Solvothermal syntheses and characterization of new thioantimonates [Pr(en)3(H2O)(μ2-SbS4)] and [Gd(en)4]SbS4·0.5en (en = ethylenediamine): The SbS43- anion acting as a bridging ligand to lanthanide complex

Two new lanthanide thioantimonates, [Pr(en)3(H2O)(μ2-SbS4)] and [Gd(en)4]SbS4·0.5en (en = ethylenediamine), were synthesized using the solvothermal method by reacting LnCl3, Sb and S in en at 160 °C. The crystal structure of 1 consists of a one-dimensional [Pr(en)3(H2O)(μ2-SbS4)]∞ neutral chain, in which the SbS43- anion act as a bridging ligand to connect [Pr(en)3(H2O)]3+ ions.
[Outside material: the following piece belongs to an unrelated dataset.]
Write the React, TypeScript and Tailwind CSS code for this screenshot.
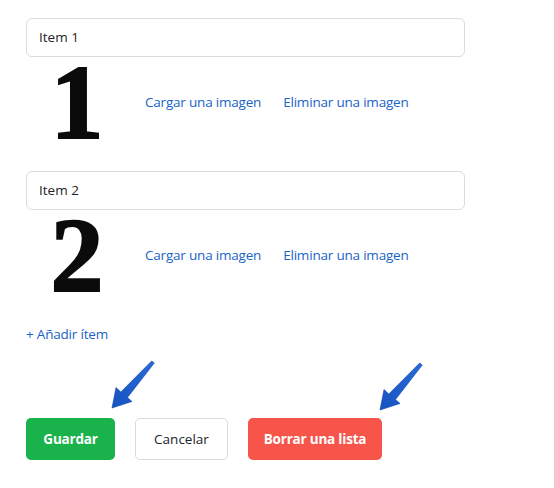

The Pr3+ ion is in a nine coordination geometry involving six nitrogen atoms of three bidenate en ligands, two sulfur atoms of two different SbS43- anions, and an oxygen atom of one water molecule to form a distorted monocapped square antiprism. The crystal structure of 2 contains an isolated bicapped trigonal prism complex cation [Gd(en)4]3+, a tetrahedral anion SbS43- and half a free en molecule in the asymmetric unit. The structural difference between the two thioantimonates is related with the stability of Pr3+ and Gd3+ complexes with en ligands. The band gaps of 2.35 eV for 1, and 3.21 eV for 2 have been derived from optical absorption spectra. Thermogravimetric measurements show that both compounds decompose in two steps in the nitrogen stream.